Baozun (BZUN -6.69%) is often called the "Shopify (SHOP -2.19%) of China," since both companies bring smaller retailers online with digital storefronts, marketing campaigns, and fulfillment services. Both stocks have also rallied nearly 130% this year.

Baozun and Shopify might seem superficially similar, but I believe that the former is a much better growth play than the latter for five simple reasons.

A shopping cart icon on a smartphone screen.

Image source: Getty Images.

1. It has a bigger potential market

China has an internet penetration rate of 52%, compared to an 89% penetration rate in the US. China also has a rapidly growing middle class, with 76% of its urban population set to reach that status by 2022 according to McKinsey & Company.

China's e-commerce sales could top $1.13 trillion this year according to eMarketer. That makes it the biggest e-commerce market in the world. For comparison, the US market is expected to generate $451 billion in e-commerce revenues this year.

The firm also estimates that e-commerce sales will account for 23.1% of all retail sales in China this year, but that figure will jump to 40.8% by 2021. Baozun is well-poised to profit from that growth, but Canada-based Shopify mainly serves the US market.

2. It's backed by an e-commerce titan

Baozun's biggest stakeholder is Alibaba (BABA -4.76%), which owns nearly a fifth of the company through its investment unit.
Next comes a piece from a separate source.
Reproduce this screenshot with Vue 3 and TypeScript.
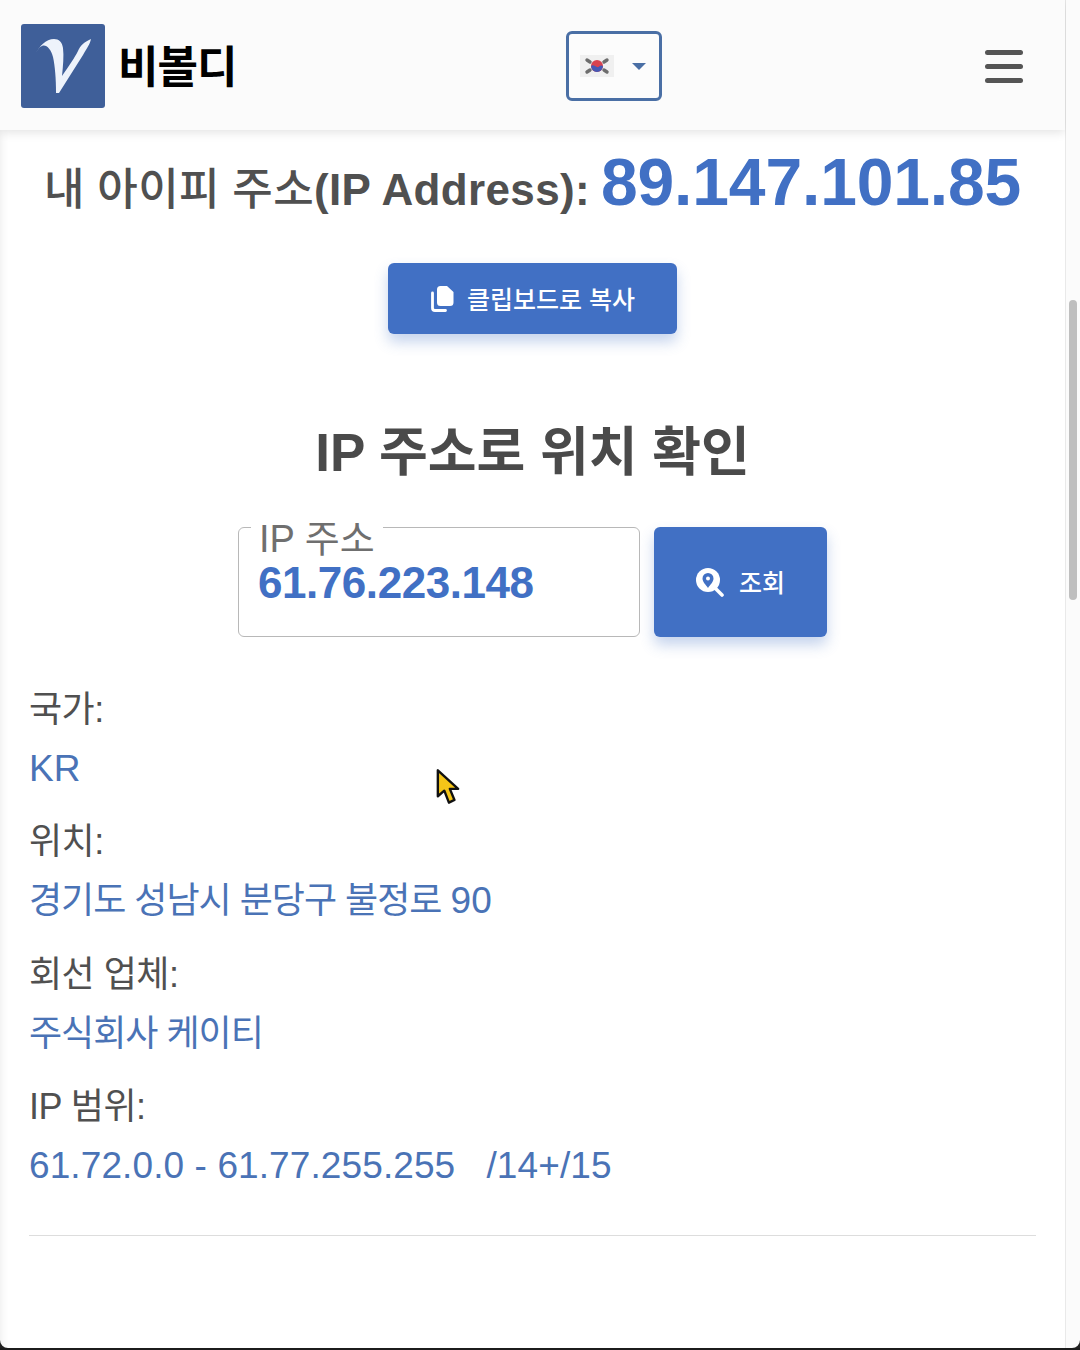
<script setup lang="ts">
interface Row { label: string; value: string; latin?: boolean; suffix?: string }
const rows: Row[] = [
  { label: '국가:', value: 'KR', latin: true },
  { label: '위치:', value: '경기도 성남시 분당구 불정로 ', suffix: '90' },
  { label: '회선 업체:', value: '주식회사 케이티' },
  { label: 'IP 범위:', value: '61.72.0.0 - 61.77.255.255\u00a0\u00a0\u00a0/14+/15', latin: true },
]
</script>

<template>
  <div class="page">
    <div class="main">
      <header class="nav">
        <div class="brand">
          <svg class="logo" viewBox="0 0 84 84" aria-label="logo">
            <rect width="84" height="84" rx="3" fill="#3f5f99" />
            <path d="M14 31 C18 22 25 15 33 15 C38 15 41 18 42 24 C43 32 42 42 41 52 C48 42 54 33 57 27 C59 22 63 18 70 15 C69 20 66 24 62 31 L38 69 L35 69 C35 55 34 42 32 33 C30 25 25 20 21 22 C18 23 16 27 14 31 Z" fill="#eef3fb" />
          </svg>
          <span class="brand-name">비볼디</span>
        </div>
        <button class="lang">
          <svg class="flag" viewBox="0 0 34 22">
            <rect width="34" height="22" fill="#f0f0f0" />
            <g stroke="#6d6d6d" stroke-width="3.4" stroke-linecap="round">
              <path d="M7 5 L10 7" /><path d="M27 5 L24 7" /><path d="M7 17 L10 15" /><path d="M27 17 L24 15" />
            </g>
            <circle cx="17" cy="11" r="6" fill="#d8434f" />
            <path d="M11 11 A6 6 0 0 0 23 11 C20 9 19 13 17 12 C15 11 13 9 11 11 Z" fill="#4658b5" />
          </svg>
          <span class="caret"></span>
        </button>
        <div class="burger"><i></i><i></i><i></i></div>
      </header>

      <section class="ip-line">
        <span class="ip-label">내 아이피 주소<b>(IP Address):</b></span>
        <span class="ip-value">89.147.101.85</span>
      </section>

      <div class="copy-wrap">
        <button class="btn copy">
          <svg class="ic-copy" viewBox="0 0 24 27">
            <path d="M2.500 8 V23 A2.500 2.500 0 0 0 5 25.500 H15.500" fill="none" stroke="#fff" stroke-width="2.800" stroke-linecap="round" />
            <path d="M10.500 1 H17 L23.500 7 V17.500 A3.500 3.500 0 0 1 20 21 H10.500 A3.500 3.500 0 0 1 7 17.500 V4.500 A3.500 3.500 0 0 1 10.500 1 Z" fill="#fff" />
          </svg>
          <span class="btn-text">클립보드로 복사</span>
        </button>
      </div>

      <h2 class="title">IP 주소로 위치 확인</h2>

      <div class="lookup">
        <div class="field">
          <span class="field-label">IP 주소</span>
          <span class="field-value">61.76.223.148</span>
        </div>
        <button class="btn search">
          <svg class="ic-search" viewBox="0 0 30 30">
            <path d="M19 20 L27 28" stroke="#fff" stroke-width="3.600" stroke-linecap="round" />
            <circle cx="13" cy="13" r="12" fill="#fff" />
            <path d="M13 6 A5.500 5.500 0 0 0 7.500 11.500 C7.500 15 11 18 13 21 C15 18 18.500 15 18.500 11.500 A5.500 5.500 0 0 0 13 6 Z" fill="#4170c4" />
            <circle cx="13" cy="11.500" r="2" fill="#fff" />
          </svg>
          <span class="btn-text">조회</span>
        </button>
      </div>

      <dl class="info">
        <div v-for="row in rows" :key="row.label" class="row">
          <dt>{{ row.label }}</dt>
          <dd :class="{ latin: row.latin }">{{ row.value }}<span v-if="row.suffix" class="latin">{{ row.suffix }}</span></dd>
        </div>
      </dl>
      <hr class="rule" />
    </div>

    <aside class="track"><div class="thumb"></div></aside>

    <svg class="cursor" viewBox="0 0 26 40">
      <path d="M2 2 L2 30 L9 24 L14 37 L20 34 L15 22 L24 22 Z" fill="#f5c518" stroke="#111" stroke-width="2.600" stroke-linejoin="round" />
    </svg>
    <svg class="corner corner-r" viewBox="0 0 8 8"><path d="M8 0 V8 H0 A8 8 0 0 0 8 0 Z" fill="#222" /></svg>
    <svg class="corner corner-l" viewBox="0 0 8 8"><path d="M0 0 V8 H8 A8 8 0 0 1 0 0 Z" fill="#222" /></svg>
  </div>
</template>

<style>
html, body { margin: 0; background: #fff; overflow: hidden; }
</style>

<style scoped>
.page {
  position: relative;
  width: 1080px;
  height: 1350px;
  display: flex;
  overflow: hidden;
  font-family: "Liberation Sans", "Noto Sans CJK KR", sans-serif;
  border-bottom: 2px solid #1c1c1c;
  box-sizing: border-box;
}
.main {
  width: 1066px;
  box-sizing: border-box;
  border-right: 1px solid #e9e9e9;
  background: #fff;
  box-shadow: inset 10px 0 10px -10px rgba(0, 0, 0, .1);
}
.nav {
  height: 130px;
  box-sizing: border-box;
  padding: 24px 42px 22px 21px;
  display: flex;
  align-items: center;
  background: #fbfbfb;
  box-shadow: 0 2px 10px rgba(0, 0, 0, .12);
  position: relative;
}
.brand { display: flex; align-items: center; gap: 13px; width: 545px; }
.logo { width: 84px; height: 84px; flex: none; }
.brand-name { font-size: 44px; padding-bottom: 4px; font-weight: 700; color: #000; letter-spacing: -1px; }
.lang {
  width: 96px;
  height: 70px;
  box-sizing: border-box;
  border: 3px solid #4a6fa5;
  border-radius: 6px;
  background: #fcfcfc;
  display: flex;
  align-items: center;
  padding: 0 0 0 11px;
}
.flag { width: 34px; height: 22px; filter: blur(.5px); }
.caret {
  margin-left: 18px;
  border-left: 7px solid transparent;
  border-right: 7px solid transparent;
  border-top: 7px solid #4a6fa5;
}
.burger {
  margin-left: auto;
  width: 38px;
  display: flex;
  flex-direction: column;
  gap: 9px;
}
.burger i { display: block; height: 5px; border-radius: 3px; background: #555; }
.ip-line {
  display: flex;
  align-items: baseline;
  justify-content: center;
  gap: 11px;
  height: 92px;
  padding-top: 17px;
  box-sizing: border-box;
  white-space: nowrap;
}
.ip-label { font-size: 44px; font-weight: 500; color: #505050; letter-spacing: .35px; }
.ip-label b { font-weight: 700; }
.ip-value { font-size: 66px; font-weight: 700; line-height: 70px; color: #4170c4; letter-spacing: -.15px; }
.copy-wrap { display: flex; justify-content: center; padding-top: 41px; }
.btn {
  border: 0;
  border-radius: 6px;
  background: #4170c4;
  color: #fff;
  font-family: inherit;
  font-weight: 500;
  display: flex;
  align-items: center;
  justify-content: center;
  box-shadow: 0 8px 14px rgba(65, 112, 196, .3);
}
.btn-text { padding-bottom: 2px; }
.copy { width: 289px; height: 71px; font-size: 25px; gap: 13px; }
.ic-copy { width: 24px; height: 27px; }
.title {
  margin: 87px 0 0;
  text-align: center;
  font-size: 53px;
  line-height: 64px;
  font-weight: 700;
  color: #4a4a4a;
}
.lookup { display: flex; justify-content: center; gap: 14px; margin-top: 42px; }
.field {
  position: relative;
  width: 402px;
  height: 110px;
  box-sizing: border-box;
  border: 1px solid #b8b8b8;
  border-radius: 6px;
  padding: 30px 0 0 19px;
}
.field-label {
  position: absolute;
  left: 12px;
  top: -11px;
  padding: 0 8px;
  background: #fff;
  font-size: 38px;
  line-height: 44px;
  color: #6f6f6f;
}
.field-value { font-size: 44px; line-height: 50px; font-weight: 700; color: #4170c4; letter-spacing: -.45px; }
.search { width: 173px; height: 110px; font-size: 25px; gap: 14px; }
.ic-search { width: 30px; height: 30px; margin-left: -1px; }
.info { margin: 41px 0 0; padding: 0 29px; }
.row { margin-bottom: 13.3px; }
.row dt { font-size: 36px; line-height: 63px; color: #505050; letter-spacing: -.5px; }
.row dd { margin: 0; font-size: 36px; line-height: 56px; color: #4a73b6; letter-spacing: -1px; }
.row dd.latin, .row dd .latin { font-size: 37px; letter-spacing: .1px; }
.rule { margin: 41px 29px 0; border: 0; border-top: 1px solid #ddd; }
.track { flex: 1; background: #fbfbfb; position: relative; }
.thumb { position: absolute; left: 3px; top: 300px; width: 8px; height: 300px; border-radius: 4px; background: #bfbfbf; }
.cursor { position: absolute; left: 436px; top: 768px; width: 24px; height: 38px; }
.corner { position: absolute; bottom: 0; width: 8px; height: 8px; }
.corner-r { right: 0; }
.corner-l { left: 0; }
</style>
That support widens Baozun's moat against any potential competitors, integrates its platform into Alibaba's Tmall and Taobao marketplaces, and nullifies the notion that Alibaba would launch its own Baozun-like platform.

Shopify previously faced a similar threat from Amazon (AMZN -1.54%), which launched its competing WebStore service in 2010. Amazon eventually killed the service five years later and partnered with Shopify to integrate its tools into its marketplace, but it didn't buy a big stake in the company as Alibaba did with Baozun.

3. It's more profitable

Analysts expect Shopify's revenue to rise 70% this year, compared to "just" 20% growth for Baozun. However, Shopify's biggest weakness is its lack of profitability.

Shopify posted a slim adjusted (non-GAAP) profit of $5 million last quarter, and analysts think it might squeeze out a full-year profit this year. But on a GAAP basis, Shopify's bottom line remains deep in the red, partly due to rising stock-based compensation expenses.

Baozun is profitable by both non-GAAP and GAAP measures. Its non-GAAP net income rose 25% annually to $35.1 million yuan ($5.3 million) last quarter, while its GAAP net income grew 12% to 21.9 million yuan ($3.3 million). That's because Baozun exercises much better control over its operating expenses, as seen in the following chart.

BZUN Operating Margin (TTM) Chart

Source: YCharts

4. It's fundamentally cheaper

Shopify doesn't have a trailing P/E due to its lack of profits. But it trades at 19 times sales and 403 times next year's earnings -- assuming that it can achieve profitability. Baozun trades at 86 times last year's earnings, 25 times next year's earnings, and has a trailing price-to-sales ratio of 3.

Nobody will mistake Baozun for a bargain stock, but it's trading at much more reasonable valuations than Shopify.

5. It isn't being targeted by a big short seller

Another major problem for Shopify is that it's being targeted by prolific short seller Citron Research, which claims that the company "oversells" the ability of its platform to generate revenue, that many of its small customers can't grow into sustainable businesses, and that it was selling its business as a "get-rich-quick scheme."

Baozun isn't being hit by similar claims. Therefore, investors who were originally considering buying Shopify might consider buying Baozun instead.

The bottom line

I like Shopify and Baozun's business models, but I think Baozun is the better growth play at current prices. Its top-line growth isn't as impressive as Shopify's, but it has higher margins, better earnings growth, lower valuations, and a bigger market in China. Shopify isn't a bad investment, but I'd wait for a much lower price before pulling the trigger.